How Pro Designers Can Get More Value From These Blogs
For professionals, the best interior design blogs are not just sources of inspiration:
- They’re intelligence tools. They help you track the language of trends, see which materials are rising, discover studios and makers, and understand how different publications frame taste for different audiences.
- A good strategy is to read across tiers. Pair broad, influential publications like Architectural Digest and Dezeen with more specialized voices like Sight Unseen, Yellowtrace, or Habitus. That gives you both market visibility and editorial depth.
- It’s also worth separating your inputs by function. Use Dwell, Dezeen, and Habitus for architectural thinking. Use Design Milk and Sight Unseen for new products and emerging names. Use Domino, House Beautiful, and Style by Emily Henderson for audience-facing trend translation.

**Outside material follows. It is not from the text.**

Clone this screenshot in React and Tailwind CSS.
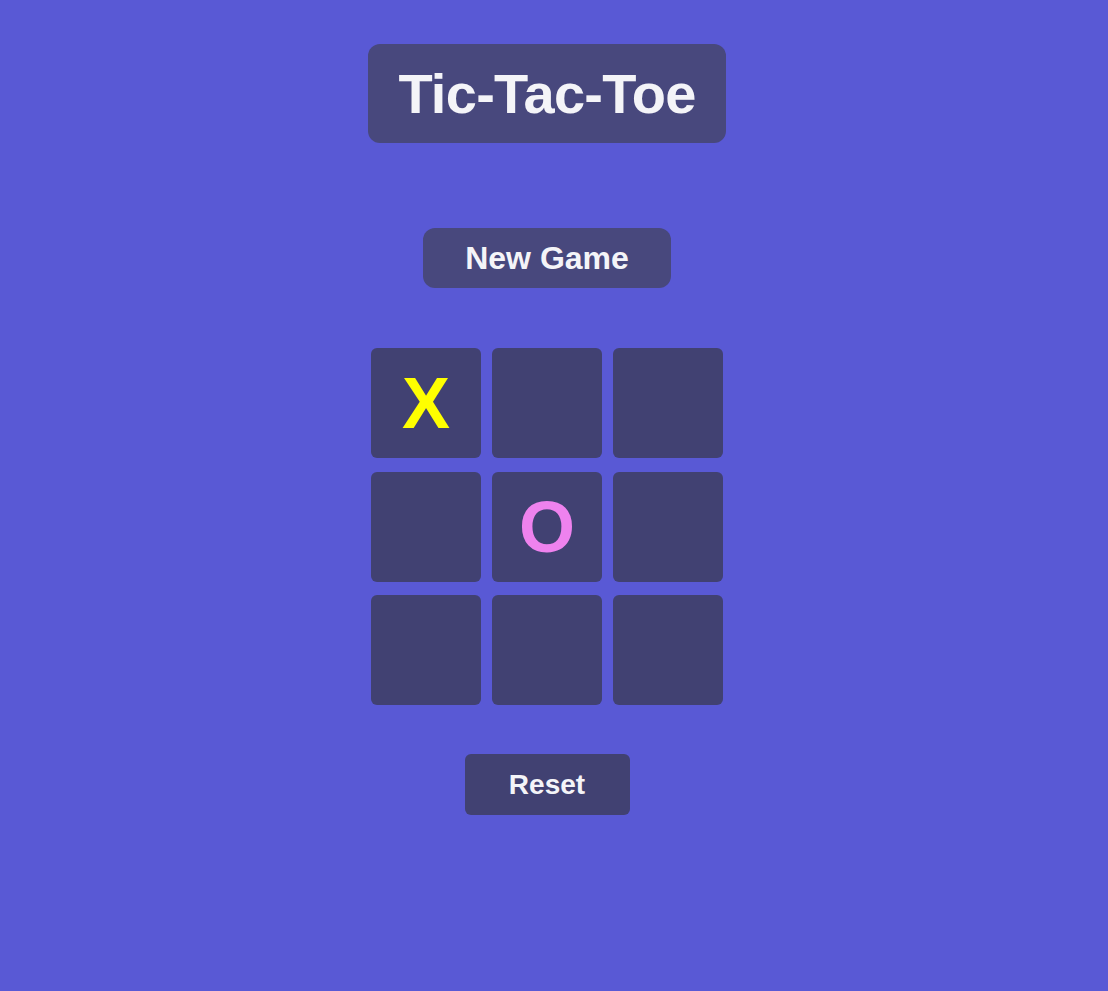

Use Remodelista and My Scandinavian Home for more timeless composition and tone.
In 2026, when design trends move fast and client expectations are shaped by everything from TikTok to boutique hospitality, the pros who stay sharp are usually the ones reading beyond the algorithm.
And following these blogs would help you a lot to stay sharp and update-to-date.
FAQs
1.What is the best interior design blog for beginners?
For most beginners, Apartment Therapy, The Spruce, and Houzz are the easiest places to start, which make design feel practical and give readers advice they can actually use.
2.Which interior design blogs do professionals read?
Many professionals read Architectural Digest, Dezeen, Dwell, Design Milk, Sight Unseen, Yellowtrace, and Habitus Living to stay current on projects, products, and broader design culture.
3.Are interior design blogs still worth reading in 2026?
Yes. Blogs still offer more context, explanation, and editorial curation than most social content. They’re especially useful when you want more than quick visual inspiration.
4.What blogs are best for small-space decorating?
Apartment Therapy, Houzz, The Spruce, and Style by Emily Henderson are especially useful for small-space ideas, layout solutions, and practical decorating decisions.
5.Which interior design blogs are best for trends?
For current trends, start with Architectural Digest, Dezeen, Domino, House Beautiful, and Design Milk. If you want a more design-insider angle, add Yellowtrace and Sight Unseen.
6.What is the difference between an interior design blog and a design magazine site?
Today, the line is thin. Many of the best “blogs” are digital publications or magazine-style editorial sites. What matters more is whether they offer useful, current, well-curated interior design content.
7.How can I use interior design blogs to decorate my own home?
Start by saving repeated ideas instead of random images. Identify the colors, materials, and room layouts you respond to most. Then test those ideas in your real space before buying, painting, or remodeling.
8.What should interior designers bookmark besides blogs?
In addition to blogs, designers should bookmark brand catalogs, showroom resources, material libraries, trend reports, and visualization tools. For fast home design concept visualization tools like DecAI can help turn inspiration into room-specific previews quickly.
Final Thoughts
The best interior design blogs in 2026 are not all trying to do the same job, and that’s exactly why following a mix of them works so well. Some help you understand decorating basics. Others sharpen your eye, surface new talent, or keep you current on what’s changing in the design world.
Whether you are a complete beginner or experienced expert, simply browse far more and choose the best ones based on your actual needs. We hope this roundup of 20 best blog for interior designs would help you find your best fits smoothly.